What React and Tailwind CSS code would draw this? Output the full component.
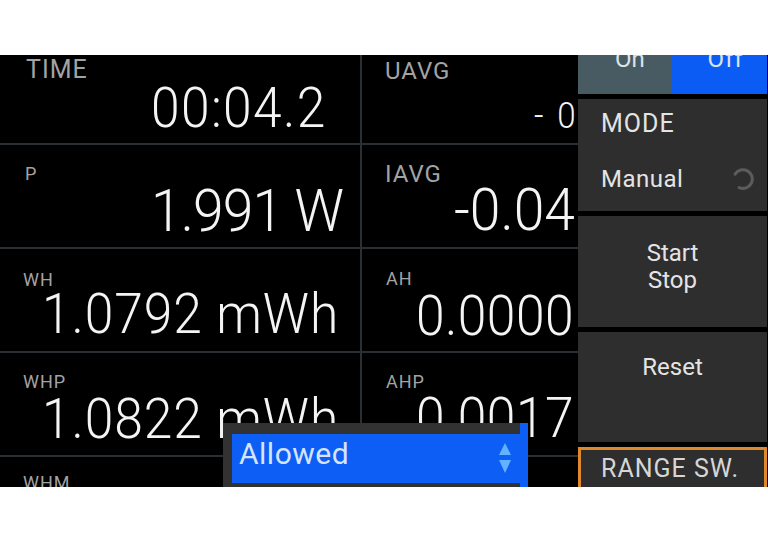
import React from 'react';

// Zellen der Messwert-Tabelle (links: Spalte 1, rechts: Spalte 2)
const ROWS = [
  [
    { label: 'TIME', labelCls: 'text-[25px] pt-[16px] pl-[26px]', value: '00:04.2', valueCls: 'text-[56px] mt-[-2px] pl-[151px] tracking-[1.5px]' },
    { label: 'UAVG', labelCls: 'text-[24px] pt-[18px] pl-[23px]', value: '-0.0012 V', valueCls: 'text-[36px] mt-[15px] pl-[172px] tracking-[15px]' },
  ],
  [
    { label: 'P', labelCls: 'text-[18px] pt-[20px] pl-[25px]', value: '1.991 W', valueCls: 'text-[60px] mt-[-2px] pl-[151px] tracking-[-1px]' },
    { label: 'IAVG', labelCls: 'text-[24px] pt-[17px] pl-[23px]', value: '-0.0451 A', valueCls: 'text-[60px] mt-[-6px] pl-[92px]' },
  ],
  [
    { label: 'WH', labelCls: 'text-[18px] pt-[22px] pl-[23px]', value: '1.0792 mWh', valueCls: 'text-[56px] mt-[-3px] pl-[42px] tracking-[1px]' },
    { label: 'AH', labelCls: 'text-[18px] pt-[21px] pl-[24px]', value: '0.0000 mAh', valueCls: 'text-[56px] mt-[0px] pl-[54px] tracking-[0.5px]' },
  ],
  [
    { label: 'WHP', labelCls: 'text-[18px] pt-[20px] pl-[23px]', value: '1.0822 mWh', valueCls: 'text-[56px] mt-[0px] pl-[42px] tracking-[1px]' },
    { label: 'AHP', labelCls: 'text-[18px] pt-[20px] pl-[24px]', value: '0.0017 mAh', valueCls: 'text-[56px] mt-[-1px] pl-[54px] tracking-[0.5px]' },
  ],
  [
    { label: 'WHM', labelCls: 'text-[18px] pt-[17px] pl-[23px]', value: '0.0030 mWh', valueCls: 'text-[56px] mt-[0px] pl-[42px]' },
    { label: 'AHM', labelCls: 'text-[18px] pt-[17px] pl-[24px]', value: '0.0017 mAh', valueCls: 'text-[56px] mt-[0px] pl-[54px]' },
  ],
];

const FONT = "font-['Roboto','Liberation_Sans',sans-serif]";

function Cell({ cell }) {
  return (
    <div className="bg-black h-[102px] overflow-hidden flex flex-col">
      <div className={`leading-none text-[#a3a3a3] tracking-[1px] ${cell.labelCls}`}>{cell.label}</div>
      <div className={`leading-none text-[#f4f4f4] font-light whitespace-nowrap ${cell.valueCls}`}>
        <div className="origin-left scale-x-[0.92]">{cell.value}</div>
      </div>
    </div>
  );
}

function Spinner() {
  return (
    <svg width="28" height="28" viewBox="0 0 24 24" fill="none">
      <path d="M5.2 7.8 A8 8 0 1 1 8.7 19.3" stroke="#5c5c5c" strokeWidth="2.6" strokeLinecap="round" />
    </svg>
  );
}

function UpDown() {
  return (
    <svg width="14" height="30" viewBox="0 0 14 30">
      <polygon points="7,0 13,12 1,12" fill="#63b2ff" />
      <polygon points="1,17 13,17 7,30" fill="#63b2ff" />
    </svg>
  );
}

export default function App() {
  return (
    <div className={`w-[768px] h-[543px] bg-white pt-[55px] ${FONT}`}>
      <div className="relative h-[432px] bg-black overflow-hidden">
        <div className="flex mt-[-14px]">
          {/* Messwerte */}
          <div className="grid grid-cols-[360px_216px] gap-[2px] bg-[#2a2f33] w-[578px]">
            {ROWS.map((row, i) => (
              <React.Fragment key={i}>
                <Cell cell={row[0]} />
                <Cell cell={row[1]} />
              </React.Fragment>
            ))}
          </div>

          {/* Softkeys rechts */}
          <div className="w-[189px] flex flex-col gap-[5px] text-[#e4e4e4]">
            <div className="h-[53px] flex text-[24px] leading-none text-[#dbe3e8]">
              <div className="w-[94px] bg-[#485a62] flex justify-center pt-[6px] pl-[10px]">On</div>
              <div className="flex-1 bg-[#0b5cf5] flex justify-center pt-[6px] pl-[12px] tracking-[1px]">Off</div>
            </div>
            <div className="h-[112px] bg-[#2e2e2e] pl-[23px] pr-[10px] pt-[12px] flex flex-col">
              <div className="text-[25px] leading-none tracking-[1px]">MODE</div>
              <div className="mt-[29px] flex items-center justify-between">
                <span className="text-[24px] leading-none tracking-[0.5px]">Manual</span>
                <Spinner />
              </div>
            </div>
            <div className="h-[111px] bg-[#2e2e2e] pt-[24px] text-center text-[24px] leading-[27px]">
              <div>Start</div>
              <div>Stop</div>
            </div>
            <div className="h-[110px] bg-[#2e2e2e] pt-[23px] text-center text-[24px] leading-none">
              Reset
            </div>
            <div className="h-[60px] bg-[#2e2e2e] border-[3px] border-[#e0892c] pl-[20px] pt-[6px] text-[25px] leading-none tracking-[1px] text-[#d6d6d6]">
              RANGE SW.
            </div>
          </div>
        </div>

        {/* Auswahlliste */}
        <div className="absolute left-[223px] top-[368px] w-[305px] h-[80px] bg-[#323232] border-r-[8px] border-[#0d5ef5] pl-[9px] pt-[11px]">
          <div className="h-[49px] bg-[#0d5ef5] flex items-start justify-between pl-[7px] pr-[8px] pt-[5px]">
            <span className="text-[30px] leading-none tracking-[0.5px] text-[#d6e4ff]">Allowed</span>
            <div className="mt-[4px]">
              <UpDown />
            </div>
          </div>
        </div>
      </div>
    </div>
  );
}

▶ **What is being asked**
Repeat the listing above from its first line through the line that contains "import React from 'react';", both included, and nothing more. Drop the pictures.

▶ **Response for this exercise**
What React and Tailwind CSS code would draw this? Output the full component.
import React from 'react';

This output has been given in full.